Assessing the adaptation context
A review of the EU CAP reform was performed to assess the current policy context. Based on a literature study and stakeholder consultation, it scoped out the problems and needs that decision-makers faced with when developing adaptation policies in the context of the CAP reform in order the make the European agricultural sectors more climate resilient.
Adaptation context analysis of the CAP: some key results
|
Climate and risk information
A priority area in this case study was to further develop the representation of the climate-yield functions relevant to the modelling exercise. To this end, the literature on the impacts of climate change on agricultural yields was reviewed, in particular those that have been modelled using crop models and used as an input into economic models.
There was a variety of modeling set-ups adopted in the studies reviewed, the differences including: basic setups (time horizon, spatial resolution, regional setup, sectoral resolution for general equilibrium models); different reported variables, different definitions of these variables (e.g. prices), different baselines; choice of socio-economic scenarios; derivation of biophysical crop yield changes; inclusion of global trade relations and inter-regionally consistent climate change effects on crop yields, and; adaptation assumptions.
The papers in the assessment found that while aggregate effects are relatively small, this masks large regional differences, in particular, more positive effects in Northern Europe and negative effects in Southern Europe are found. Furthermore, effects in the agricultural sector are large compared to other sectors for Northern and Southern Europe. However, the inclusion of international trade effects - as well as explicitly excluding or including adaptation - is decisive for results and can potentially reverse signs regarding output changes.
Option identification, sequencing and prioritisation
Clearly, a sophisticated integrated multi-regional cross-sectoral modelling framework is more likely to be able to undertake such an analysis. This case study explored the potential for the Global Biosphere Management Model (GLOBIOM) - a stochastic Integrated Assessment Model (IAM) - to do this.
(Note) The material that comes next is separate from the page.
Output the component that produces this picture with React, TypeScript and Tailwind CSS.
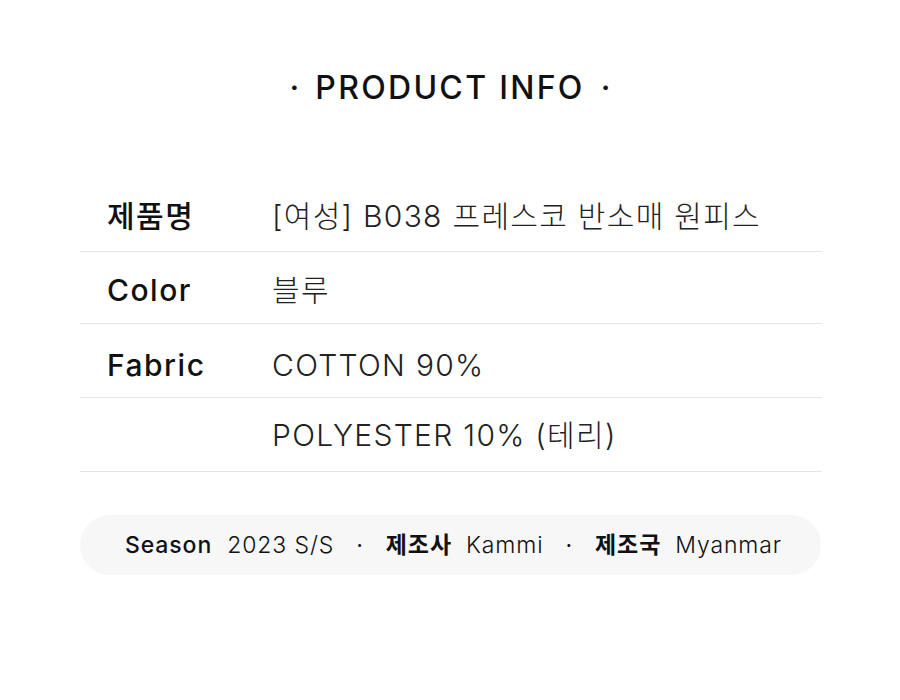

GLOBIOM includes climatic and systemic risks of different kinds and security (safety) criteria that enable buffering of various shortfalls, e.g. production and consumption, to meet Food-Energy-Water-Environment Security requirements at regional and global levels, which is important for planning agricultural sustainable development policies. The criteria also included targets and norms on the emission of greenhouse gases, water, and fertilizer utilization norms.
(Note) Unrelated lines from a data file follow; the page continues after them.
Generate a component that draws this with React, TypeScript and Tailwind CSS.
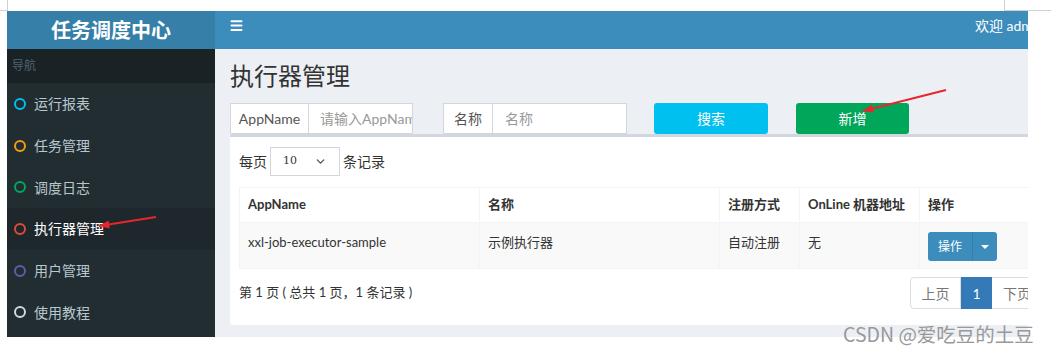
import { Menu, ChevronDown } from 'lucide-react'

const menu = [
  { label: '运行报表', color: 'border-[#00c0ef]' },
  { label: '任务管理', color: 'border-[#f39c12]' },
  { label: '调度日志', color: 'border-[#00a65a]' },
  { label: '执行器管理', color: 'border-[#dd4b39]', active: true },
  { label: '用户管理', color: 'border-[#605ca8]' },
  { label: '使用教程', color: 'border-[#d2d6de]' },
]

function Sidebar() {
  return (
    <div className="w-[208px] shrink-0 flex flex-col bg-[#222d32]">
      <div className="h-[38px] bg-[#367fa9] flex items-center justify-center text-white text-[20px] font-bold">
        任务调度中心
      </div>
      <div className="h-[34px] bg-[#1a2226] pl-[5px] flex items-center text-[12px] text-[#4b646f]">导航</div>
      {menu.map((m) => (
        <div
          key={m.label}
          className={`h-[41.7px] flex items-center pl-[7px] gap-[8px] text-[14px] ${
            m.active ? 'bg-[#1e282c] text-white' : 'text-[#b8c7ce]'
          }`}
        >
          <span className={`w-[12px] h-[12px] rounded-full border-2 ${m.color}`} />
          <span>{m.label}</span>
        </div>
      ))}
    </div>
  )
}

function SearchBar() {
  return (
    <div className="flex items-center h-[31px]">
      <div className="flex h-full w-[183px] bg-white border border-[#d2d6de]">
        <div className="w-[78px] flex items-center justify-center text-[14px] text-[#555] border-r border-[#d2d6de]">
          AppName
        </div>
        <div className="flex-1 flex items-center pl-[11px] text-[14px] text-[#999] overflow-hidden whitespace-nowrap">
          请输入AppName
        </div>
      </div>
      <div className="flex h-full w-[184px] ml-[30px] bg-white border border-[#d2d6de]">
        <div className="w-[49px] flex items-center justify-center text-[14px] text-[#555] border-r border-[#d2d6de]">
          名称
        </div>
        <div className="flex-1 flex items-center pl-[12px] text-[14px] text-[#999]">名称</div>
      </div>
      <button className="ml-[27px] w-[114px] h-full rounded-[3px] bg-[#00c0ef] text-white text-[14px]">搜索</button>
      <button className="ml-[28px] w-[113px] h-full rounded-[3px] bg-[#00a65a] text-white text-[14px]">新增</button>
    </div>
  )
}

function ExecutorTable() {
  return (
    <table className="w-[804px] table-fixed border-collapse text-[13px] text-[#333]">
      <colgroup>
        <col className="w-[240px]" />
        <col className="w-[240px]" />
        <col className="w-[80px]" />
        <col className="w-[120px]" />
        <col className="w-[124px]" />
      </colgroup>
      <thead>
        <tr className="h-[35px] bg-white">
          {['AppName', '名称', '注册方式', 'OnLine 机器地址', '操作'].map((h) => (
            <th key={h} className="text-left font-bold px-[8px] border border-[#f4f4f4] whitespace-nowrap">
              {h}
            </th>
          ))}
        </tr>
      </thead>
      <tbody>
        <tr className="h-[46px] bg-[#f9f9f9] align-top">
          <td className="px-[8px] pt-[10px] border border-[#f4f4f4]">xxl-job-executor-sample</td>
          <td className="px-[8px] pt-[10px] border border-[#f4f4f4]">示例执行器</td>
          <td className="px-[8px] pt-[10px] border border-[#f4f4f4]">自动注册</td>
          <td className="px-[8px] pt-[10px] border border-[#f4f4f4]">无</td>
          <td className="px-[8px] pt-[9px] border border-[#f4f4f4]">
            <div className="flex w-[69px] h-[29px] rounded-[3px] bg-[#3c8dbc] text-white text-[12px]">
              <div className="w-[45px] flex items-center justify-center border-r border-[#367fa9]">操作</div>
              <div className="flex-1 flex items-center justify-center">
                <span className="w-0 h-0 border-l-[4px] border-r-[4px] border-t-[4px] border-l-transparent border-r-transparent border-t-white" />
              </div>
            </div>
          </td>
        </tr>
      </tbody>
    </table>
  )
}

function Arrow({ x1, y1, x2, y2 }: { x1: number; y1: number; x2: number; y2: number }) {
  const a = Math.atan2(y2 - y1, x2 - x1)
  const l = 11
  const w = 0.38
  const p1 = `${x2 - l * Math.cos(a - w)},${y2 - l * Math.sin(a - w)}`
  const p2 = `${x2 - l * Math.cos(a + w)},${y2 - l * Math.sin(a + w)}`
  return (
    <g>
      <line x1={x1} y1={y1} x2={x2} y2={y2} stroke="#e8262b" strokeWidth="2" />
      <polygon points={`${x2},${y2} ${p1} ${p2}`} fill="#e8262b" />
    </g>
  )
}

export default function App() {
  return (
    <div className="relative w-[1051px] h-[354px] bg-white font-['Lato','Noto_Sans_CJK_SC',sans-serif] overflow-hidden">
      <div className="pt-[11px] pl-[7px]">
        <div className="w-[1021px] h-[326px] overflow-hidden flex">
          <Sidebar />
          <div className="w-[850px] shrink-0 flex flex-col bg-[#ecf0f5]">
            <div className="h-[38px] bg-[#3c8dbc] flex items-center pl-[14px] text-white">
              <Menu className="w-[15px] h-[15px] mb-[10px]" strokeWidth={3.2} />
              <span className="ml-auto mr-[21px] mb-[10px] text-[14px]">欢迎 admin</span>
            </div>
            <div className="pl-[15px] pt-[14px]">
              <h1 className="text-[24px] leading-[26px] text-[#333]">执行器管理</h1>
              <div className="mt-[14px]">
                <SearchBar />
              </div>
              <div className="w-[822px] bg-white border-t-[3px] border-[#d2d6de] rounded-[3px] px-[9px] pt-[10px] h-[191px]">
                <div className="flex items-center gap-[3px] text-[14px] text-[#333]">
                  <span>每页</span>
                  <div className="w-[70px] h-[29px] border border-[#d2d6de] flex items-center justify-between px-[12px] font-['DejaVu_Serif',serif] text-[11px] text-[#333]">
                    <span>10</span>
                    <ChevronDown className="w-[13px] h-[13px] text-[#555]" strokeWidth={2.5} />
                  </div>
                  <span>条记录</span>
                </div>
                <div className="mt-[11px]">
                  <ExecutorTable />
                </div>
                <div className="mt-[8px] flex items-center justify-between">
                  <span className="text-[13px] text-[#333]">第 1 页 ( 总共 1 页，1 条记录 )</span>
                  <div className="flex h-[32px] text-[14px]">
                    <div className="w-[51px] flex items-center justify-center border border-[#ddd] rounded-l-[4px] text-[#777]">上页</div>
                    <div className="w-[31px] flex items-center justify-center bg-[#337ab7] text-white border border-[#337ab7]">1</div>
                    <div className="w-[51px] flex items-center justify-center border border-[#ddd] border-l-0 rounded-r-[4px] text-[#777]">下页</div>
                  </div>
                </div>
              </div>
            </div>
          </div>
        </div>
      </div>

      <div className="absolute left-[7px] top-0 w-px h-[11px] bg-[#d0d0d0]" />
      <div className="absolute left-0 top-[10px] w-[7px] h-px bg-[#d0d0d0]" />
      <div className="absolute left-[1004px] top-0 w-px h-[10px] bg-[#d0d0d0]" />
      <div className="absolute left-[1004px] top-[10px] w-[47px] h-px bg-[#d0d0d0]" />

      <svg className="absolute inset-0 pointer-events-none" width="1051" height="354">
        <Arrow x1={946} y1={90} x2={863} y2={111} />
        <Arrow x1={156} y1={217} x2={99} y2={226} />
      </svg>

      <div className="absolute left-[843px] top-[323px] text-[19.5px] leading-[22px] text-[#999] font-['Noto_Sans_CJK_SC',sans-serif] whitespace-nowrap">
        CSDN @爱吃豆的土豆
      </div>
    </div>
  )
}
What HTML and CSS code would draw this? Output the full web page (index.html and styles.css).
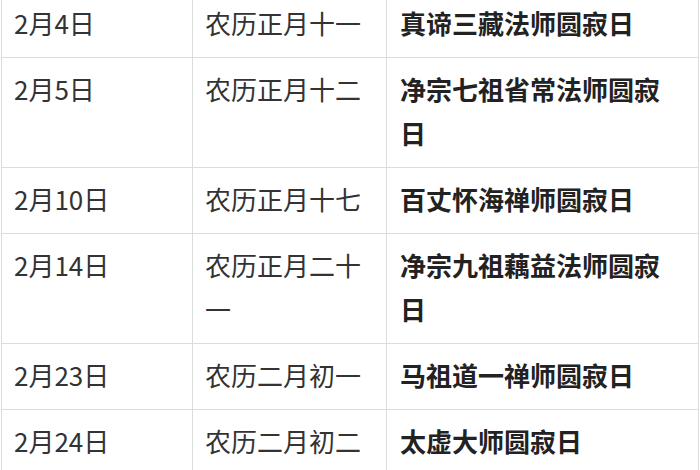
FILE: index.html
```html
<!DOCTYPE html>
<html lang="zh-CN">
<head>
<meta charset="utf-8">
<link rel="stylesheet" href="styles.css">
</head>
<body>
<table class="tbl">
  <colgroup>
    <col class="c1"><col class="c2"><col class="c3">
  </colgroup>
  <tr><td>2月4日</td><td>农历正月十一</td><td class="b">真谛三藏法师圆寂日</td></tr>
  <tr><td>2月5日</td><td>农历正月十二</td><td class="b">净宗七祖省常法师圆寂日</td></tr>
  <tr><td>2月10日</td><td>农历正月十七</td><td class="b">百丈怀海禅师圆寂日</td></tr>
  <tr><td>2月14日</td><td>农历正月二十一</td><td class="b">净宗九祖藕益法师圆寂日</td></tr>
  <tr><td>2月23日</td><td>农历二月初一</td><td class="b">马祖道一禅师圆寂日</td></tr>
  <tr><td>2月24日</td><td>农历二月初二</td><td class="b">太虚大师圆寂日</td></tr>
</table>
</body>
</html>
```
FILE: styles.css
```css
html, body {
  margin: 0;
  padding: 0;
  background: #fff;
  overflow: hidden;
}
body {
  font-family: "Noto Sans CJK SC", "Noto Sans", sans-serif;
  color: #333;
}
.tbl {
  border-collapse: collapse;
  table-layout: fixed;
  width: 697px;
  margin: -9px 0 0 1px;
}
.c1 { width: 191px; }
.c2 { width: 194px; }
.c3 { width: 312px; }
.tbl td {
  border: 1px solid #dcdcdc;
  font-size: 26px;
  line-height: 44px;
  padding: 9px 12px 12px 12px;
  vertical-align: top;
  word-break: break-all;
}
.tbl td:nth-child(3) {
  padding-left: 13px;
  padding-right: 20px;
}
.tbl td.b {
  font-weight: bold;
  color: #222;
}
```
The stochastic GLOBIOM was applied to compare synergies and trade-offs between Pillar II structural policy measures (costly, often irreversible, that can imply high sunk costs and lock-in situations, e.g. investments in irrigation systems, food/feed storage capacities) and non-structural Pillar I measures (measures that can be reversed or adjusted for on short notice, such as payments per hectare) in the CAP. The approach minimizes total costs of the decisions providing policy makers with flexibility for revising the measures in light of newly acquired knowledge about uncertainties.
Strong synergies and trade-offs between Pillar I and Pillar II, non-structural and structural measures, were found. In some regions, the introduction of rather moderate grain storages can not only increase adaptive capacity towards climatic shocks, but also decrease water demand, save investments into irrigation expansion, stabilize profits and thereby decrease the demand for income support. Agricultural policies have to account for the risk exposure of the location and the potentials of the location to adapt. Implementation of agricultural reforms in one region can affect other regions. Thus, introduction of CAP measures, in particular, changing structure of CAP subsidies from coupled to direct payments, can lead to subsidizing free riders, decrease incentives for investments in long-term structural adaptation, cause a decrease of “self-sufficiency”, an increase of import dependence, changes in trade balance and market structure, an increase in market risks, a decrease in food security, and socio-economic instabilities.
The stochastic GLOBIOM provides insights regarding robust distribution of subsidies based on location-specific risk-exposure, profitability and security indicators. Under a scenario of robust subsidies combined with storage facilities, the demand for irrigated area can be decreased by about 6% compared to the case without storages.
Assessing adaptive capacity Adaptive management is the process of regularly adapting policy responses in view of new knowledge and experience. Policy measures can, in some cases, stimulate adaptive responses to climate change risks and strengthen overall resilience. Key elements to strengthen adaptive management include: (1) polycentricity of governance structures, (2) functional networks and cooperation, (3) access to information and elicitation, and (4) opportunities for learning. |
Financing, programming and implementation
Results indicate the need to pay particular attention to the differences and synergies between the measures of the two CAP pillars. While independent deterministic evaluation of measures can results in ineffective distribution of CAP funds, the coherent analysis of dependencies and trade-offs leads to more effective adaptation. It has been shown that different payments schemes lead to different outcomes in terms of increasing demand and cropping area for some regions and crops, whereas they lead to a decrease for other regions and crops. Moreover, effects differ when analyzing direct payments alone or together with other policy measures such as storage capacities. The clearest example here is the demand for irrigated land. The demand for irrigated land reduces when direct payments and storage facilities are provided. Hence, different policy measures may act as substitutes in different regions.
Moreover, explicit treatment of uncertainties and risks for robust adaptation strategies saves considerable maladaptation and sunk costs compared with investments into adaptation projects appraised using scenario-by-scenario deterministic analysis of alternative climatic scenarios, in this case yield shocks. For example, decisions evaluated with respect to a single shock scenario, e.g. average yield scenario, can substantially underestimate land demand as well as production technologies, able to hedge production risks in extreme scenarios. By taking into account the variability of yields, the stochastic GLOBIOM identifies the portfolio of land uses and technologies required to hedge the risks and leave the society better-off regardless of what shock scenario occurs.